[Rows from a dataset of pages and code]
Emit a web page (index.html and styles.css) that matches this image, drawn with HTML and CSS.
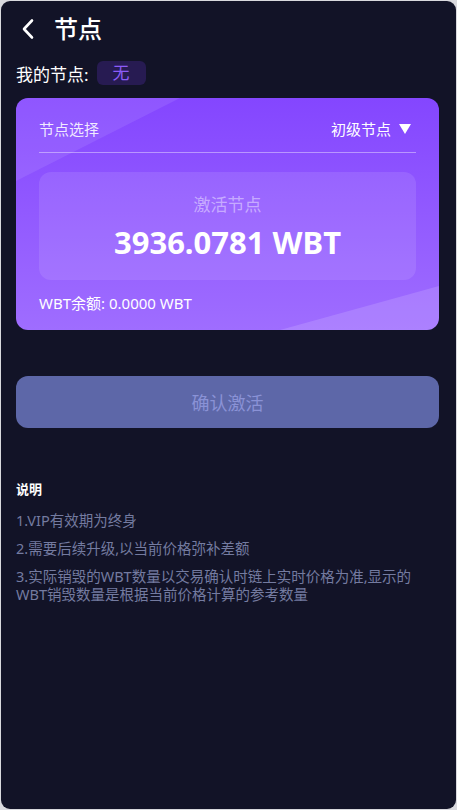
FILE: index.html
```html
<!DOCTYPE html>
<html lang="zh-CN">
  <head>
    <meta charset="UTF-8" />
    <title>节点</title>
    <link rel="stylesheet" href="styles.css">
  </head>

  <body>
    <div class="app">
      <header class="topbar">
        <span class="back">
          <svg width="16" height="22" viewBox="0 0 16 22"><path d="M12 2.5 L4 11 L12 19.5" fill="none" stroke="#fff" stroke-width="2.6" stroke-linecap="round" stroke-linejoin="round"/></svg>
        </span>
        <h1>节点</h1>
      </header>

      <div class="mine">
        <span>我的节点:</span>
        <span class="badge">无</span>
      </div>

      <section class="card">
        <div class="pick">
          <span class="pick-label">节点选择</span>
          <span class="pick-value">初级节点 <i class="arrow"></i></span>
        </div>
        <div class="amount">
          <p class="amount-label">激活节点</p>
          <p class="amount-num">3936.0781 WBT</p>
        </div>
        <p class="balance">WBT余额: 0.0000 WBT</p>
      </section>

      <button class="confirm">确认激活</button>

      <section class="notes">
        <h2>说明</h2>
        <p>1.VIP有效期为终身</p>
        <p>2.需要后续升级,以当前价格弥补差额</p>
        <p>3.实际销毁的WBT数量以交易确认时链上实时价格为准,显示的WBT销毁数量是根据当前价格计算的参考数量</p>
      </section>
    </div>
  </body>
</html>
```

FILE: styles.css
```css
* {
  box-sizing: border-box;
}

body {
  margin: 0;
  background-color: #d9d9de;
  font-family: "Noto Sans", "Noto Sans CJK SC", sans-serif;
}

.app {
  margin: 1px;
  height: 808px;
  border-radius: 9px;
  background-color: #121327;
  color: #fff;
  padding: 0 17px 0 15px;
  overflow: hidden;
}

.topbar {
  height: 56px;
  display: flex;
  align-items: center;
}

.back {
  display: flex;
  width: 38px;
  padding-left: 4px;
}

.topbar h1 {
  margin: 0;
  font-size: 24px;
  font-weight: 500;
  line-height: 30px;
}

.mine {
  margin-top: 4px;
  height: 24px;
  display: flex;
  align-items: center;
  font-size: 17px;
}

.badge {
  margin-left: 8px;
  height: 24px;
  line-height: 24px;
  padding: 0 16px;
  border-radius: 6px;
  background-color: #271b52;
  color: #8c5cf7;
}

.card {
  position: relative;
  margin-top: 13px;
  padding: 20px 23px 17px;
  border-radius: 12px;
  background: linear-gradient(to bottom, #8446ff, #9f6dff);
  overflow: hidden;
}

.card::before,
.card::after {
  content: "";
  position: absolute;
  inset: 0;
  background-color: rgba(255, 255, 255, 0.09);
  pointer-events: none;
}

.card::before {
  clip-path: polygon(0 0, 164px 0, 0 83px);
}

.card::after {
  background-color: rgba(255, 255, 255, 0.14);
  clip-path: polygon(100% calc(100% - 44px), 100% 100%, calc(100% - 159px) 100%);
}

.pick {
  position: relative;
  z-index: 1;
  display: flex;
  justify-content: space-between;
  line-height: 22px;
  font-size: 15px;
  padding-bottom: 12px;
  border-bottom: 1px solid rgba(255, 255, 255, 0.4);
}

.pick-label {
  color: rgba(255, 255, 255, 0.88);
}

.pick-value {
  display: flex;
  align-items: center;
  margin-right: 5px;
}

.arrow {
  margin-left: 8px;
  width: 0;
  height: 0;
  border-left: 6px solid transparent;
  border-right: 6px solid transparent;
  border-top: 10px solid #fff;
}

.amount {
  position: relative;
  z-index: 1;
  margin-top: 19px;
  height: 108px;
  padding-top: 20px;
  border-radius: 12px;
  background-color: rgba(255, 255, 255, 0.1);
  text-align: center;
}

.amount p {
  margin: 0;
}

.amount-label {
  font-size: 17px;
  line-height: 26px;
  color: rgba(255, 255, 255, 0.45);
}

.amount-num {
  margin-top: 4px !important;
  font-size: 31px;
  line-height: 40px;
  font-weight: 700;
}

.balance {
  position: relative;
  z-index: 1;
  margin: 13px 0 0;
  font-size: 15px;
  line-height: 20px;
}

.confirm {
  display: block;
  width: 100%;
  margin-top: 46px;
  height: 52px;
  border: none;
  border-radius: 12px;
  background-color: #5d67a8;
  color: #8a92d6;
  font-family: inherit;
  font-size: 18px;
}

.notes {
  margin-top: 51px;
  padding-right: 14px;
}

.notes h2 {
  margin: 0 0 12px;
  font-size: 13px;
  line-height: 20px;
  font-weight: 700;
}

.notes p {
  margin: 0 0 10px;
  font-size: 14.5px;
  line-height: 18px;
  color: #747ba0;
}
```
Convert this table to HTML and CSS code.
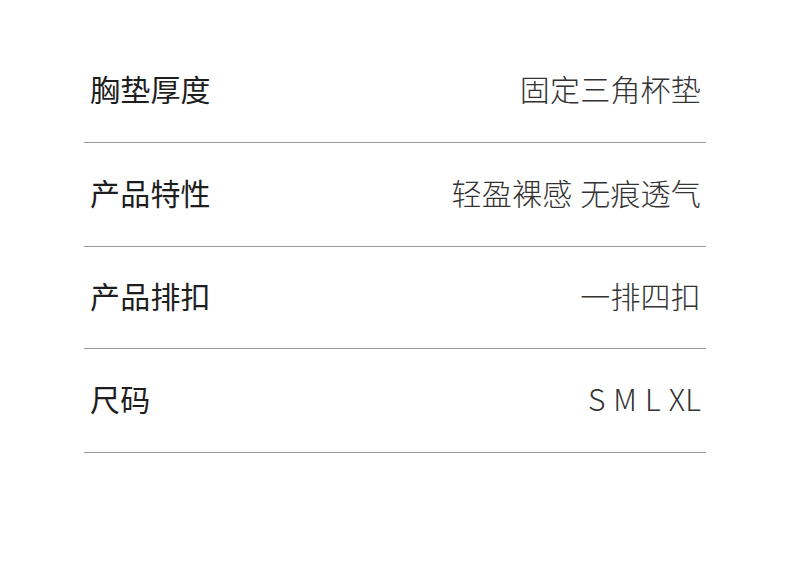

Stated goal
Your task is to return the entries above exactly, with no pictures.

Written reply
Emit a web page (index.html and styles.css) that matches this image, drawn with HTML and CSS.
FILE: index.html
```html
<!DOCTYPE html>
<html lang="zh-CN">
  <head>
    <meta charset="UTF-8" />
    <title>节点</title>
    <link rel="stylesheet" href="styles.css">
  </head>

  <body>
    <div class="app">
      <header class="topbar">
        <span class="back">
          <svg width="16" height="22" viewBox="0 0 16 22"><path d="M12 2.5 L4 11 L12 19.5" fill="none" stroke="#fff" stroke-width="2.6" stroke-linecap="round" stroke-linejoin="round"/></svg>
        </span>
        <h1>节点</h1>
      </header>

      <div class="mine">
        <span>我的节点:</span>
        <span class="badge">无</span>
      </div>

      <section class="card">
        <div class="pick">
          <span class="pick-label">节点选择</span>
          <span class="pick-value">初级节点 <i class="arrow"></i></span>
        </div>
        <div class="amount">
          <p class="amount-label">激活节点</p>
          <p class="amount-num">3936.0781 WBT</p>
        </div>
        <p class="balance">WBT余额: 0.0000 WBT</p>
      </section>

      <button class="confirm">确认激活</button>

      <section class="notes">
        <h2>说明</h2>
        <p>1.VIP有效期为终身</p>
        <p>2.需要后续升级,以当前价格弥补差额</p>
        <p>3.实际销毁的WBT数量以交易确认时链上实时价格为准,显示的WBT销毁数量是根据当前价格计算的参考数量</p>
      </section>
    </div>
  </body>
</html>
```

FILE: styles.css
```css
* {
  box-sizing: border-box;
}

body {
  margin: 0;
  background-color: #d9d9de;
  font-family: "Noto Sans", "Noto Sans CJK SC", sans-serif;
}

.app {
  margin: 1px;
  height: 808px;
  border-radius: 9px;
  background-color: #121327;
  color: #fff;
  padding: 0 17px 0 15px;
  overflow: hidden;
}

.topbar {
  height: 56px;
  display: flex;
  align-items: center;
}

.back {
  display: flex;
  width: 38px;
  padding-left: 4px;
}

.topbar h1 {
  margin: 0;
  font-size: 24px;
  font-weight: 500;
  line-height: 30px;
}

.mine {
  margin-top: 4px;
  height: 24px;
  display: flex;
  align-items: center;
  font-size: 17px;
}

.badge {
  margin-left: 8px;
  height: 24px;
  line-height: 24px;
  padding: 0 16px;
  border-radius: 6px;
  background-color: #271b52;
  color: #8c5cf7;
}

.card {
  position: relative;
  margin-top: 13px;
  padding: 20px 23px 17px;
  border-radius: 12px;
  background: linear-gradient(to bottom, #8446ff, #9f6dff);
  overflow: hidden;
}

.card::before,
.card::after {
  content: "";
  position: absolute;
  inset: 0;
  background-color: rgba(255, 255, 255, 0.09);
  pointer-events: none;
}

.card::before {
  clip-path: polygon(0 0, 164px 0, 0 83px);
}

.card::after {
  background-color: rgba(255, 255, 255, 0.14);
  clip-path: polygon(100% calc(100% - 44px), 100% 100%, calc(100% - 159px) 100%);
}

.pick {
  position: relative;
  z-index: 1;
  display: flex;
  justify-content: space-between;
  line-height: 22px;
  font-size: 15px;
  padding-bottom: 12px;
  border-bottom: 1px solid rgba(255, 255, 255, 0.4);
}

.pick-label {
  color: rgba(255, 255, 255, 0.88);
}

.pick-value {
  display: flex;
  align-items: center;
  margin-right: 5px;
}

.arrow {
  margin-left: 8px;
  width: 0;
  height: 0;
  border-left: 6px solid transparent;
  border-right: 6px solid transparent;
  border-top: 10px solid #fff;
}

.amount {
  position: relative;
  z-index: 1;
  margin-top: 19px;
  height: 108px;
  padding-top: 20px;
  border-radius: 12px;
  background-color: rgba(255, 255, 255, 0.1);
  text-align: center;
}

.amount p {
  margin: 0;
}

.amount-label {
  font-size: 17px;
  line-height: 26px;
  color: rgba(255, 255, 255, 0.45);
}

.amount-num {
  margin-top: 4px !important;
  font-size: 31px;
  line-height: 40px;
  font-weight: 700;
}

.balance {
  position: relative;
  z-index: 1;
  margin: 13px 0 0;
  font-size: 15px;
  line-height: 20px;
}

.confirm {
  display: block;
  width: 100%;
  margin-top: 46px;
  height: 52px;
  border: none;
  border-radius: 12px;
  background-color: #5d67a8;
  color: #8a92d6;
  font-family: inherit;
  font-size: 18px;
}

.notes {
  margin-top: 51px;
  padding-right: 14px;
}

.notes h2 {
  margin: 0 0 12px;
  font-size: 13px;
  line-height: 20px;
  font-weight: 700;
}

.notes p {
  margin: 0 0 10px;
  font-size: 14.5px;
  line-height: 18px;
  color: #747ba0;
}
```
Convert this table to HTML and CSS code.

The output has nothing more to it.